- Supplied material:

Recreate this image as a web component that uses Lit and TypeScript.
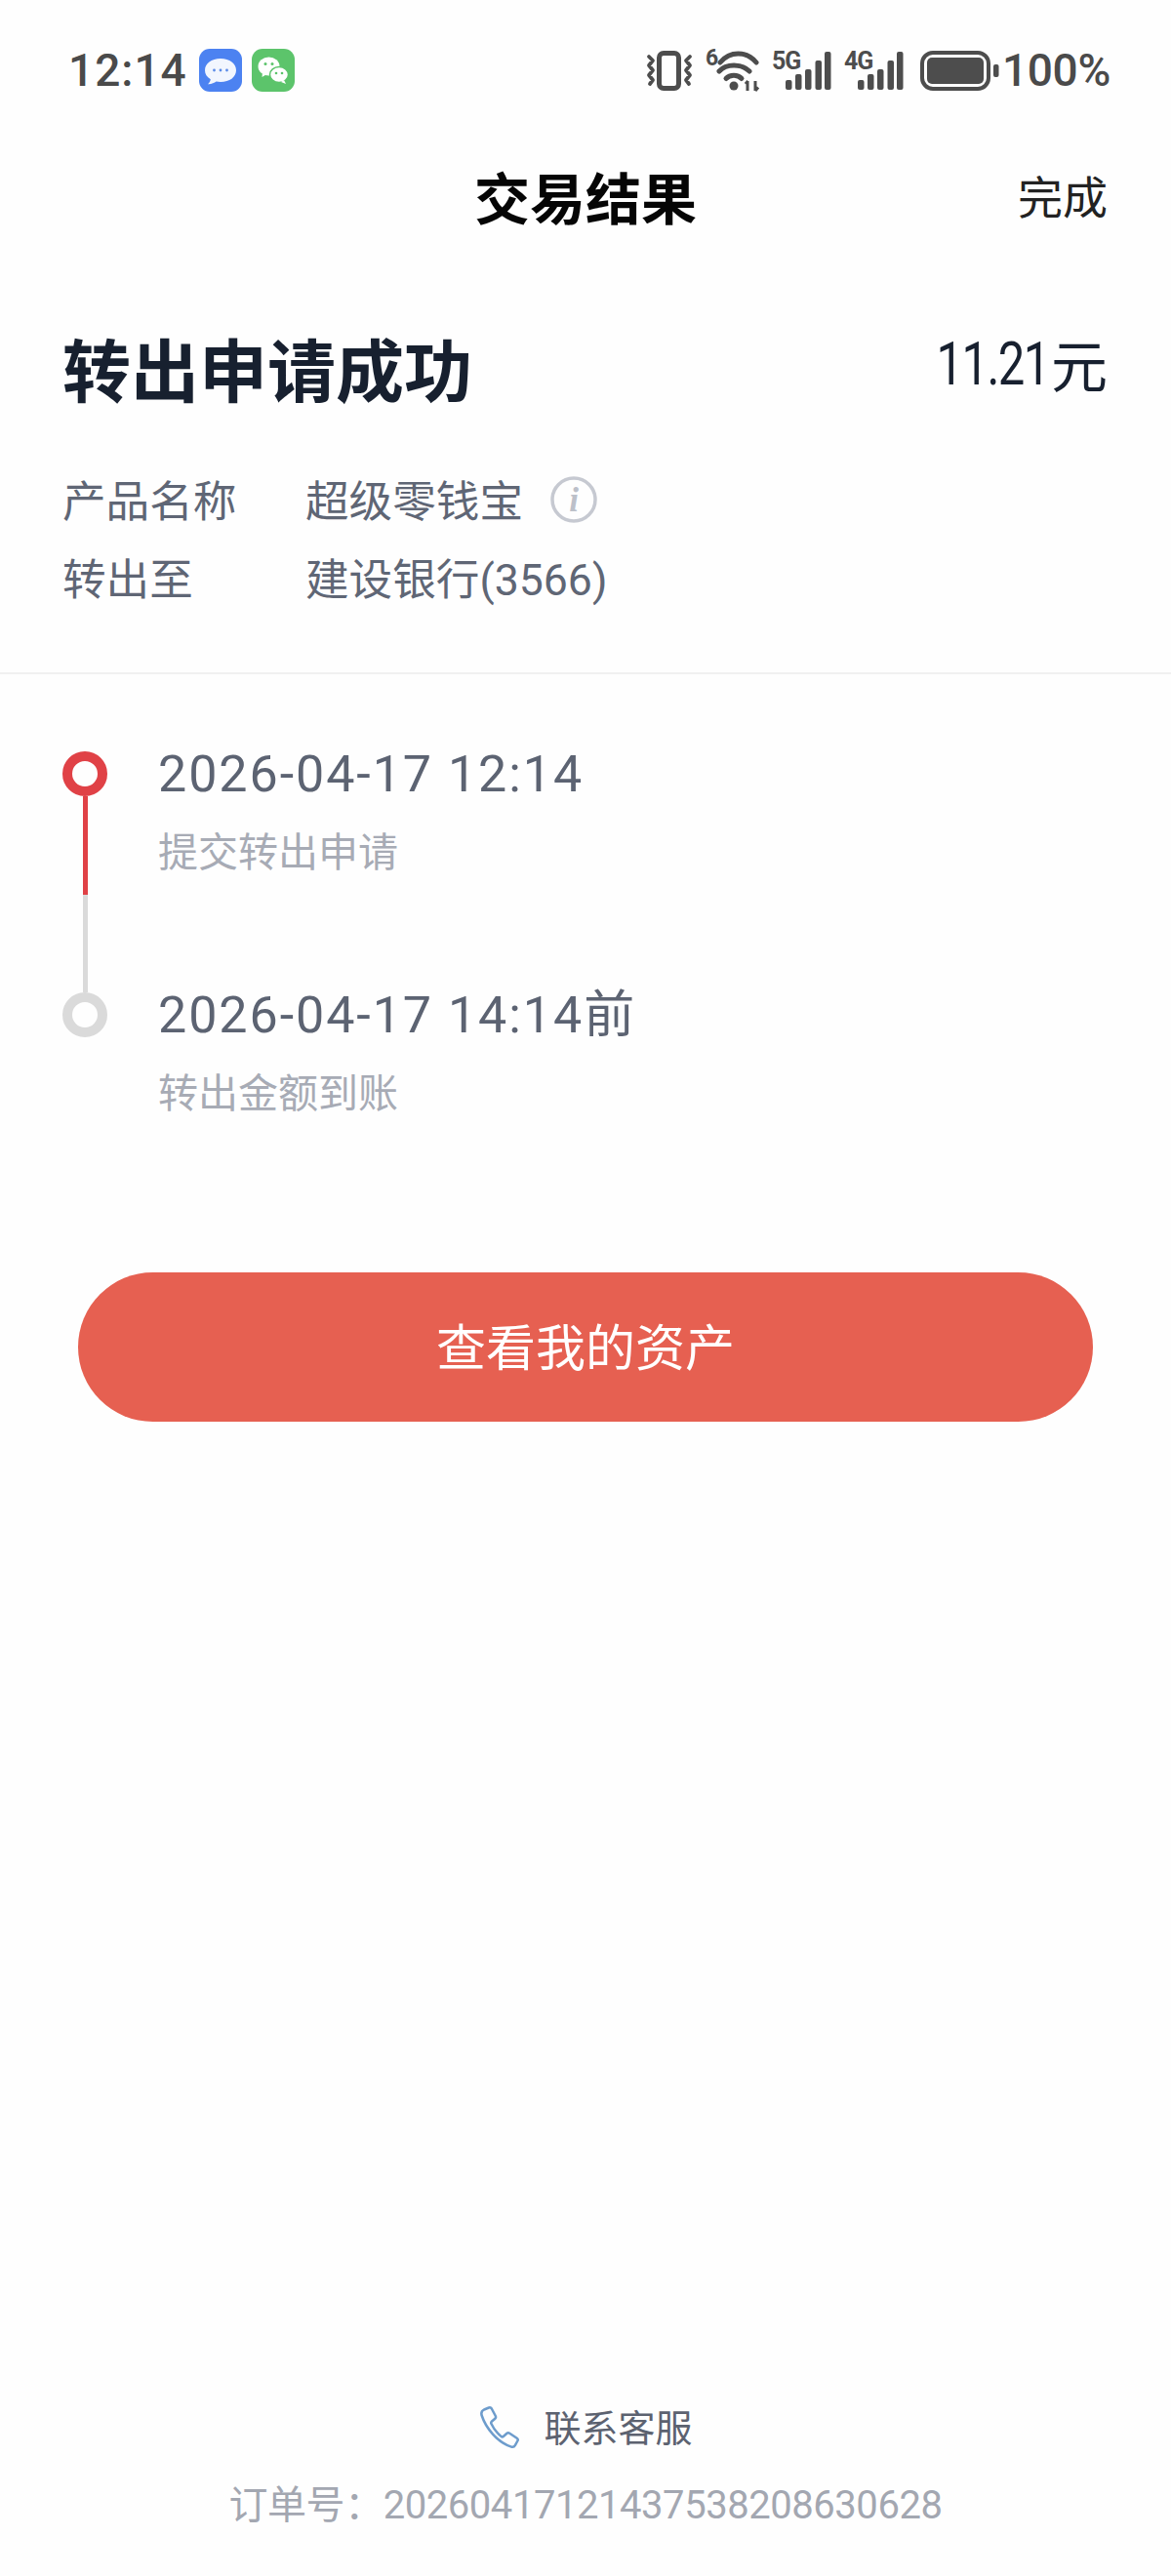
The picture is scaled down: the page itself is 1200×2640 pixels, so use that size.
import { LitElement, html, css, svg } from "lit";
import { customElement } from "lit/decorators.js";

const bars = [[0, 82], [10, 76], [20, 71], [30.5, 62], [40, 53]];
const signal = (label: string, last = false) => html`<svg class="sig ${last ? "last" : ""}" width="62" height="54" viewBox="0 -6 62 54">
  <text class="sigt" x="0" y="20">${label}</text>
  ${bars.map(([x, t]) => svg`<rect x=${x + 14} y=${t - 51} width="6.5" height=${92 - t} rx="2" fill="#4d4d4d"></rect>`)}
</svg>`;

@customElement("app-root")
export class AppRoot extends LitElement {
  static styles = css`
    :host { display: block; width: 1200px; font-family: Roboto, "Noto Sans CJK SC", sans-serif; background: #fefefe; }
    .app { min-height: 2640px; display: flex; flex-direction: column; background: #fefefe; }
    .status { height: 144px; padding: 0 62px 0 70px; display: flex; align-items: center; box-sizing: border-box; color: #4a4a4a; }
    .time { font-size: 46px; font-weight: 500; letter-spacing: 1px; width: 134px; }
    .apps { display: flex; gap: 10px; }
    .icons { margin-left: auto; display: flex; align-items: center; }
    .vib { margin-right: 13px; }
    .wifi { margin-right: 12px; }
    .sig { margin-right: 12px; }
    .sig.last { margin-right: 16px; }
    .bat { margin-right: 3px; }
    .sigt { font: 700 25px "Roboto", sans-serif; fill: #4d4d4d; letter-spacing: -1px; }
    .pct { font-size: 46px; font-weight: 500; letter-spacing: -0.3px; }
    .nav { height: 116px; display: flex; align-items: center; justify-content: center; position: relative; }
    .nav h1 { margin: 0 0 5px; font-size: 57px; font-weight: 700; color: #050505; }
    .done { position: absolute; right: 65px; top: calc(50% - 3px); transform: translateY(-50%); font-size: 46px; color: #222; }
    .summary { padding: 59px 65px 57px 64px; border-bottom: 2px solid #f0f0f0; }
    .head { display: flex; align-items: center; justify-content: space-between; height: 120px; margin-bottom: 33px; }
    .head h2 { margin: 0 0 5px; font-size: 70px; font-weight: 700; color: #17202f; }
    .amt { font-size: 58px; color: #17202f; padding-bottom: 14px; display: flex; align-items: center; }
    .num { display: inline-block; font-size: 62px; letter-spacing: -2px; margin-right: 2px; transform: scaleX(0.79); transform-origin: right center; }
    .row { display: flex; align-items: center; height: 80px; font-size: 44.6px; color: #5f6675; }
    .row > span { margin-bottom: 4px; }
    .k { width: 249px; }
    .info { margin-left: 28px; }
    .timeline { padding: 79px 64px 0; }
    .item { display: flex; gap: 52px; }
    .item.first { height: 247px; }
    .node { width: 46px; display: flex; flex-direction: column; align-items: center; }
    .dot { width: 46px; height: 46px; box-sizing: border-box; border-radius: 50%; border: 10px solid #e04146; flex: none; }
    .dot.off { border-color: #dadada; }
    .seg { width: 5px; height: 101px; background: #e04146; }
    .seg.off { height: 100px; background: #dadada; }
    .txt { margin-top: -16px; }
    .date { height: 80px; line-height: 80px; font-size: 52px; color: #5c6372; letter-spacing: 1.95px; }
    .sub { height: 80px; line-height: 80px; font-size: 41px; color: #a7abb5; }
    .btn { margin: 143px 80px 0; height: 153px; box-sizing: border-box; padding-bottom: 5px; border-radius: 77px; background: #e66051; color: #fff; font-size: 51px; display: flex; align-items: center; justify-content: center; }
    .foot { margin-top: auto; padding-bottom: 32px; display: flex; flex-direction: column; align-items: center; }
    .contact { height: 80px; display: flex; align-items: center; gap: 23px; font-size: 38px; color: #5c6270; }
    .contact span { margin-bottom: 5px; }
    .order { height: 80px; line-height: 80px; font-size: 40px; color: #a3a7b1; letter-spacing: -0.45px; }
  `;

  render() {
    return html`<div class="app">
      <div class="status">
        <span class="time">12:14</span>
        <div class="apps">
          <svg width="44" height="44" viewBox="0 0 44 44">
            <rect width="44" height="44" rx="11" fill="#4c82f1"></rect>
            <path d="M22 10c9.4 0 16 5 16 12s-6.6 12-16 12c-1.6 0-3-.1-4.400-.4-2 1.500-5 2.800-8.600 2.600 1.500-1.200 2.500-3 2.800-5C7.900 29 6 25.800 6 22c0-7 6.600-12 16-12z" fill="#f2f6fe"></path>
            <circle cx="15.500" cy="22" r="1.400" fill="#5c8ce8"></circle><circle cx="22" cy="22" r="1.400" fill="#5c8ce8"></circle><circle cx="28.500" cy="22" r="1.400" fill="#5c8ce8"></circle>
          </svg>
          <svg width="44" height="44" viewBox="0 0 44 44">
            <rect width="44" height="44" rx="11" fill="#5cc46b"></rect>
            <ellipse cx="17.500" cy="18" rx="11" ry="9.500" fill="#fff"></ellipse>
            <path d="M11 24l-.5 5 5-3z" fill="#fff"></path>
            <ellipse cx="28" cy="26.500" rx="9.500" ry="8" fill="#fff" stroke="#5cc46b" stroke-width="1.500"></ellipse>
            <path d="M33 32l2 4-5-2z" fill="#fff"></path>
            <circle cx="14" cy="15.500" r="1.500" fill="#5cc46b"></circle><circle cx="21" cy="15.500" r="1.500" fill="#5cc46b"></circle>
            <circle cx="25" cy="25" r="1.300" fill="#5cc46b"></circle><circle cx="31" cy="25" r="1.300" fill="#5cc46b"></circle>
          </svg>
        </div>
        <div class="icons">
          <svg class="vib" width="48" height="41" viewBox="0 0 48 41" fill="none" stroke="#4d4d4d">
            <rect x="13.500" y="2.500" width="20" height="36" rx="4.500" stroke-width="5"></rect>
            <path d="M3 6l4 4-4 5 4 5-4 5 4 5-3 4M45 6l-4 4 4 5-4 5 4 5-4 5 3 4" stroke-width="3.800" stroke-linecap="round" stroke-linejoin="round"></path>
          </svg>
          <svg class="wifi" width="56" height="52" viewBox="0 -4 56 52" fill="none" stroke="#4d4d4d">
            <text x="0" y="17" style="font:700 23px Roboto,sans-serif;fill:#4d4d4d;stroke:none">6</text>
            <path d="M15 14C25 2 42 2 52 14" stroke-width="5" stroke-linecap="round"></path>
            <path d="M14 23C21 15 37 15 45 23" stroke-width="5" stroke-linecap="round"></path>
            <path d="M21 30.500C25 26 33 26 37 30.500" stroke-width="5" stroke-linecap="round"></path>
            <circle cx="29" cy="38" r="4.500" fill="#4d4d4d" stroke="none"></circle>
            <path d="M43 33v10M41 36l2.500-3M51 33v10M51 43l3-3.500" stroke-width="3"></path>
          </svg>
          ${signal("5G")}
          ${signal("4G", true)}
          <svg class="bat" width="81" height="41" viewBox="0 0 81 41">
            <rect x="2" y="2" width="68" height="37" rx="11" fill="none" stroke="#4d4d4d" stroke-width="4"></rect>
            <rect x="7" y="7" width="58" height="27" rx="5" fill="#4d4d4d"></rect>
            <rect x="75" y="14" width="5.500" height="13" rx="2" fill="#4d4d4d"></rect>
          </svg>
          <span class="pct">100%</span>
        </div>
      </div>

      <div class="nav"><h1>交易结果</h1><span class="done">完成</span></div>

      <div class="summary">
        <div class="head"><h2>转出申请成功</h2><span class="amt"><span class="num">11.21</span>元</span></div>
        <div class="row"><span class="k">产品名称</span><span>超级零钱宝</span>
          <svg class="info" width="48" height="48" viewBox="0 0 48 48">
            <circle cx="24" cy="24" r="22" fill="none" stroke="#c6c9d1" stroke-width="3.500"></circle>
            <text x="24" y="36" text-anchor="middle" style="font:italic 700 35px 'Liberation Serif',serif;fill:#bcc0c9">i</text>
          </svg>
        </div>
        <div class="row"><span class="k">转出至</span><span>建设银行(3566)</span></div>
      </div>

      <div class="timeline">
        <div class="item first">
          <div class="node"><span class="dot"></span><span class="seg"></span><span class="seg off"></span></div>
          <div class="txt"><div class="date">2026-04-17 12:14</div><div class="sub">提交转出申请</div></div>
        </div>
        <div class="item">
          <div class="node"><span class="dot off"></span></div>
          <div class="txt"><div class="date">2026-04-17 14:14前</div><div class="sub">转出金额到账</div></div>
        </div>
      </div>

      <div class="btn">查看我的资产</div>

      <div class="foot">
        <div class="contact">
          <svg width="44" height="44" viewBox="0 0 44 44" fill="none">
            <path d="M6 3.500l5-2c1.200-.4 2.200 0 2.800 1l4 7.500c.5 1 .3 2-.5 2.700L14 15.500c-.8.7-1 1.600-.5 2.600 2.200 4.800 5.800 9.400 10 12.800.8.600 1.800.6 2.600-.1l3.400-3c.8-.7 1.800-.7 2.700-.1l7.500 5c1 .7 1.300 1.700.7 2.800l-2.400 4.400c-.8 1.500-2.300 2.200-4 1.700C20 37 8 23 3.500 9c-.5-2.300.5-4.500 2.500-5.500z" stroke="#6d9ccc" stroke-width="2.500" stroke-linejoin="round"></path>
          </svg>
          <span>联系客服</span>
        </div>
        <div class="order">订单号：20260417121437538208630628</div>
      </div>
    </div>`;
  }
}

- Set exercise: Say how many lines in the listing above include "that". Give nothing but the number.

- Answer below: 2